Dresden! ... A massive red herring.

I reiterate (reference to the bombing of Hull below also):

As to Dresden being so terrible - here are only some of the places decimated or attacked by the Nazis - so no one of the people of these places is going to ever concern themselves too much about Dresden (Or Hamburg or Tokyo).

And this is only Britain - this doesn't cover the terrible tragedies and horrific actions of the Nazis elsewhere in Europe.

"London was not the only city to suffer Luftwaffe bombing during the Blitz. Other important military and industrial centres, such as Belfast, Birmingham,Bristol, Cardiff, Clydebank (Scotland) [largely destroyed in two vicious and devastating raids - destruction and civilian loss of life in all of Scotland....],Coventry [mercilously bombed with firebombs - many many civilians targeted and killed), Greenock,[two nights of intensive bombing of the town of Greenock, Scotland..], Sheffield [the worst nights of Luftwaffe bombing during the Second World War. It took place over the nights of 12 December and 15 December 1940...., Swansea [Wales bombed by Nazi Germany on 19 February 41. ..], Liverpool […heavy and sustained bombing of the city of Liverpool and the surrounding area by the Nazi German Luftwaffe...., Hull [the German bombing campaign targeted on the Northern English port city of KINGSTON upon HULL in 1941, during World War II....], Manchester [the heavy bombing of the city of Manchester, England during the Second World War by the Nazi German Luftwaffe...], Portsmouth,
Plymouth, Nottingham and Southampton [ heavy bombing of Southampton by the Luftwaffe during World War II. It was targeted mainly in the first phase of the Blitz with terrible civilian casualties....]
Adolf Hitler's and the Nazi's aim was to destroy British morale.]”

And those are only the atrocities in Britain! What about the rest of Europe? The rest of the world? I suppose the Japanese were nice guys too!!

It is a moral and legal crime to deny the Holocaust (and remember the Nazis targeted Gypsies, Trade Unionists, Communists, Seventh Day Adventists, Poles, and many others as well as Jewish people)) and it is the act of a deluded person and /or a coward and someone who is inherently evil to deny it. De facto they are also racists.

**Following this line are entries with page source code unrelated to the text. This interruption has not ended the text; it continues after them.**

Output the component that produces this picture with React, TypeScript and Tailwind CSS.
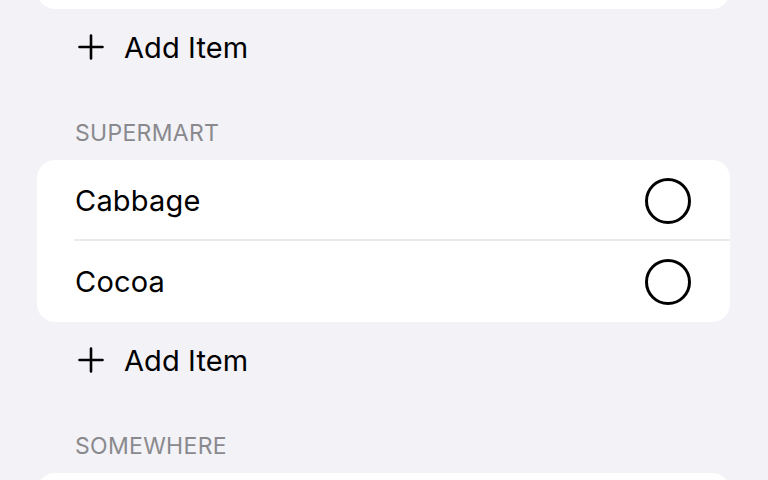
import React from "react";

interface Section {
  title: string;
  items: string[];
}

const sections: Section[] = [
  { title: "Supermart", items: ["Cabbage", "Cocoa"] },
  { title: "Somewhere", items: [] },
];

function PlusIcon() {
  return (
    <svg width="28" height="28" viewBox="0 0 28 28" fill="none">
      <path d="M14 2.5v23M2.5 14h23" stroke="#000" strokeWidth="2.6" strokeLinecap="round" />
    </svg>
  );
}

function AddItem() {
  return (
    <button className="flex h-[76px] w-full items-center pl-[77px] text-left">
      <PlusIcon />
      <span className="ml-[19px] text-[29px] leading-none tracking-[0.1px] text-black">Add Item</span>
    </button>
  );
}

function Row({ label, last }: { label: string; last: boolean }) {
  return (
    <div className="relative flex h-[81px] items-center pl-[38px] pr-[39px]">
      <span className="flex-1 text-[29px] leading-none tracking-[0.2px] text-black">{label}</span>
      <span className="h-[46px] w-[46px] rounded-full border-[3px] border-black" />
      {!last && <div className="absolute bottom-0 left-[37px] right-0 h-[2px] bg-[#e9e9ee]" />}
    </div>
  );
}

export default function App() {
  return (
    <div
      className="h-[480px] w-[768px] overflow-hidden bg-[#f2f2f7]"
      style={{ fontFamily: "Inter, 'Noto Sans', sans-serif" }}
    >
      {/* tail of the previous list */}
      <div className="-mt-[72px] ml-[37px] mr-[38px] h-[81px] rounded-[18px] bg-white" />
      <AddItem />
      {sections.map((s) => (
        <div key={s.title}>
          <div className="pb-[14px] pl-[75px] pt-[35px] text-[23px] uppercase leading-[26px] tracking-[0.3px] text-[#8a8a8e]">
            {s.title}
          </div>
          <div className="ml-[37px] mr-[38px] min-h-[81px] rounded-[18px] bg-white">
            {s.items.map((item, i) => (
              <Row key={item} label={item} last={i === s.items.length - 1} />
            ))}
          </div>
          {s.items.length > 0 && <AddItem />}
        </div>
      ))}
    </div>
  );
}
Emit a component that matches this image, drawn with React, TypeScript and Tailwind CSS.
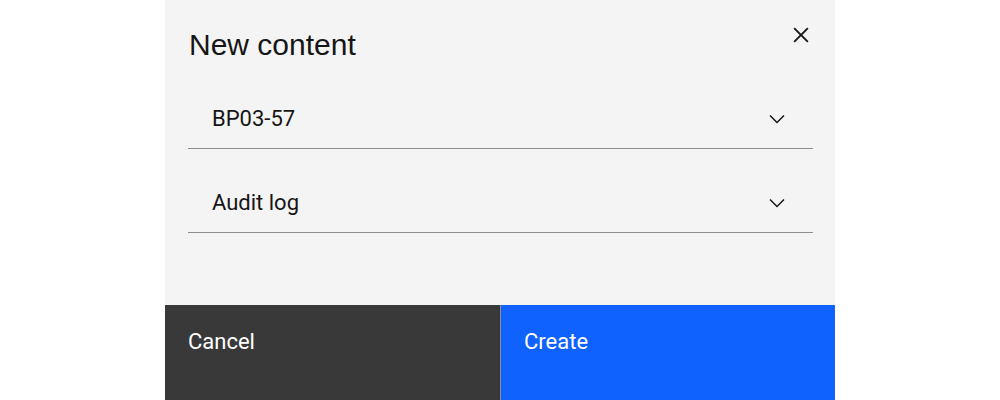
import React from "react";

function Chevron() {
  return (
    <svg width="24" height="24" viewBox="0 0 16 16" fill="#161616" aria-hidden="true">
      <path d="M8 11L3 6 3.7 5.3 8 9.6 12.3 5.3 13 6z" />
    </svg>
  );
}

function Field({ label }: { label: string }) {
  return (
    <div className="flex h-[60px] items-center justify-between border-b border-[#8d8d8d] pl-[24px] pr-[24px]">
      <span className="text-[22px] leading-[26px] text-[#161616]" style={{ fontFamily: "Roboto, 'Noto Sans', sans-serif" }}>
        {label}
      </span>
      <Chevron />
    </div>
  );
}

export default function App() {
  return (
    <div className="flex min-h-[400px] w-full justify-center bg-white">
      <div className="relative flex w-[670px] flex-col bg-[#f4f4f4]">
        <h1
          className="pl-[24px] pt-[27px] text-[30px] font-normal leading-[36px] text-[#161616]"
          style={{ fontFamily: "'Liberation Sans', Arial, sans-serif" }}
        >
          New content
        </h1>
        <button className="absolute left-[621px] top-[20px] flex h-[30px] w-[30px] items-center justify-center">
          <svg width="30" height="30" viewBox="0 0 32 32" fill="#161616" aria-hidden="true">
            <polygon points="24 9.4 22.6 8 16 14.6 9.4 8 8 9.4 14.6 16 8 22.6 9.4 24 16 17.4 22.6 24 24 22.6 17.4 16 24 9.4" />
          </svg>
        </button>
        <div className="mt-[26px] flex flex-col gap-[24px] pl-[23px] pr-[22px] pb-[72px]">
          <Field label="BP03-57" />
          <Field label="Audit log" />
        </div>
        <div className="flex h-[96px]" style={{ fontFamily: "Roboto, 'Noto Sans', sans-serif" }}>
          <div className="w-[335px] bg-[#393939] pl-[23px] pt-[24px] text-[22px] leading-[26px] text-white">Cancel</div>
          <div className="w-[1px] bg-[#8d8d8d]" />
          <div className="flex-1 bg-[#0f62fe] pl-[23px] pt-[24px] text-[22px] leading-[26px] text-white">Create</div>
        </div>
      </div>
    </div>
  );
}
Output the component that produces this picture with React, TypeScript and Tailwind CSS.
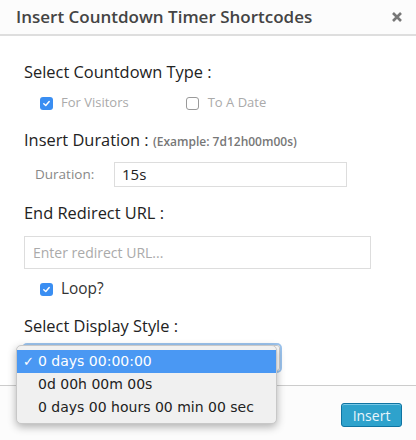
import React from 'react';

const Check = ({ checked }: { checked: boolean }) =>
	checked ? (
		<span className="flex h-[13px] w-[13px] shrink-0 items-center justify-center rounded-[3px] bg-[#3a8ef2]">
			<svg width="9" height="9" viewBox="0 0 10 10">
				<path d="M2 5.2 L4.2 7.3 L8 2.8" fill="none" stroke="white" strokeWidth="1.6" strokeLinecap="round" strokeLinejoin="round" />
			</svg>
		</span>
	) : (
		<span className="block h-[13px] w-[13px] shrink-0 rounded-[3px] border border-[#9a9a9a] bg-white" />
	);

const options = ['0 days 00:00:00', '0d 00h 00m 00s', '0 days 00 hours 00 min 00 sec'];

export default function App() {
	return (
		<div
			className="relative h-[440px] w-[416px] overflow-hidden bg-white text-[#222]"
			style={{ fontFamily: '"Open Sans", sans-serif' }}>
			{/* шапка */}
			<div className="flex h-[36px] items-center justify-between border-b-2 border-[#dedede] bg-[#fcfcfc] pl-4 pr-[13px]">
				<h1 className="text-[17px] font-semibold text-[#444]">Insert Countdown Timer Shortcodes</h1>
				<svg width="12" height="12" viewBox="0 0 12 12">
					<path d="M2 2 L10 10 M10 2 L2 10" stroke="#777" strokeWidth="2.6" strokeLinecap="butt" />
				</svg>
			</div>

			<div className="flex h-[349px] flex-col px-6 pt-[25px]">
				<p className="text-[16.4px] font-medium leading-[22px]">Select Countdown Type :</p>
				<div className="mt-[10px] flex h-[20px] items-center pl-4 text-[13px] text-[#aaa]">
					<Check checked />
					<span className="ml-2">For Visitors</span>
					<span className="ml-[57px]">
						<Check checked={false} />
					</span>
					<span className="ml-[9px]">To A Date</span>
				</div>

				<p className="mt-[16px] text-[16.4px] font-medium leading-[22px]">
					Insert Duration :{' '}
					<span className="text-[12px] font-semibold text-[#777]">(Example: 7d12h00m00s)</span>
				</p>
				<div className="mt-[9px] flex items-center pl-[11px]">
					<span className="w-[79px] text-[13.5px] text-[#888]">Duration:</span>
					<div className="flex h-[25px] w-[233px] items-center border border-[#ddd] px-[7px] text-[15px] text-[#222]">
						15s
					</div>
				</div>

				<p className="mt-[15px] text-[16.4px] font-medium leading-[22px]">End Redirect URL :</p>
				<div className="mt-[12px] flex h-[33px] w-[347px] items-center border border-[#ddd] px-[8px] text-[14px] text-[#aaa]">
					Enter redirect URL...
				</div>
				<div className="mt-[10px] flex h-[20px] items-center pl-4 text-[15.4px] text-[#333]">
					<Check checked />
					<span className="ml-2">Loop?</span>
				</div>

				<p className="mt-[16px] text-[16.4px] font-medium leading-[22px]">Select Display Style :</p>
				<div className="mt-[8px] h-[26px] w-[256px] rounded-[3px] border border-[#ccc] shadow-[0_0_0_2px_#9cc4ee]" />
			</div>

			{/* подвал */}
			<div className="flex h-[55px] items-start justify-end border-t border-[#ccc] bg-[#fcfcfc] pr-[14px] pt-[17px]">
				<button className="h-[24px] w-[61px] rounded-[3px] border border-[#0f74a2] bg-[#2ea2cc] text-[14px] text-[#e8f5fb] shadow-[inset_0_1px_0_#78c8e6]">
					Insert
				</button>
			</div>

			{/* выпадающий список */}
			<div
				className="absolute left-[16px] top-[345px] w-[261px] rounded-[5px] border border-[#c8c8c8] bg-[#f0f0f0] py-[4px] text-[14px] text-[#222] shadow-[0_3px_8px_rgba(0,0,0,0.3)]"
				style={{ fontFamily: '"DejaVu Sans", Verdana, sans-serif' }}>
				{options.map((o, i) => (
					<div
						key={o}
						className={
							i === 0
								? 'relative flex h-[23px] items-center bg-[#4a98f3] pl-[21px] text-white'
								: 'flex h-[23px] items-center pl-[21px]'
						}>
						{i === 0 && <span className="absolute left-[6px] text-[13px]">✓</span>}
						{o}
					</div>
				))}
			</div>
		</div>
	);
}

Start fucking with people and they fuck back - it's called War - and it IS a fight for right and freedom.
...

Hitler and other German Nazis and others were was responsible not only for this greatest, most obscene crime in human history, but also for the deaths of millions of civilians and soldiers during WWII.

10:47 pm  
Blogger maps said...

Skyler found this website, which tells the story of the Hull balloon barrage and the teams that maintained it:
http://www.17balloons.co.uk/pages/page-03.html

9:04 am  
Blogger Giovanni Tiso said...

Dresden! ... A massive red herring

Sure, Richard. The Germans had it coming, as did the Japanese. There are good indiscriminate bombings against civilian populations and bad indiscriminate bombings against civilian populations.

But you're kind of illustrating my point, really: the reason why the people of Yorkshire voted for the BNP is not that they haven't been taught their own history. Hell, if they wish to know what death from above feels like, they don't need to ask the grandparents, they can just call a number at random in the Baghdad phone book.

To reiterate: military expansionism or the targeting of civilians isn't what distinguishes fascist dictatorships from liberal democracies. Do I even need to reference this book? And do we really want the children of Empire to get all nostalgic and teary eyed about their past? I don't think so.

Want to know why Nick Griffin was elected? The always excellent Mr Challinor will tell you.

12:40 pm  
Blogger GZ said...

If ethnic nationalism is wrong, isn't it also worth condemning in Sri Lanka?

10:42 pm  
Blogger Richard said...

Giovanni you don't know what you are talking about. My parents country was attacked - Poland was attacked - millions died. Millions of civilians killed - Jews included - Gypsies included - people and more people - old and young - children included. Anyone. My uncle was in the RAF my mother's cousin died at sea - the convoy couldn't stop to pick up - you have learnt nothing form history. We were fighting people who were *(and I think still are) evil - full stop. We are talking of a merciless enemy. Distorted minds. Go soft on these neo Nazis and other fascists and they will start it up again. They deserved everything we gave them and more. My parents' country - Britain was not and will never be - fascist. Yours may have been.

1:52 am  
Blogger Giovanni Tiso said...

Best if we leave it right there, I think, Richard. Anyway, I wasn't dissing Maps of course, it's just that I'm nearly always unconvinced with the theory that people vote for the extreme right because they've forgotten history, and that's the point I was trying to make. Twist it however you like.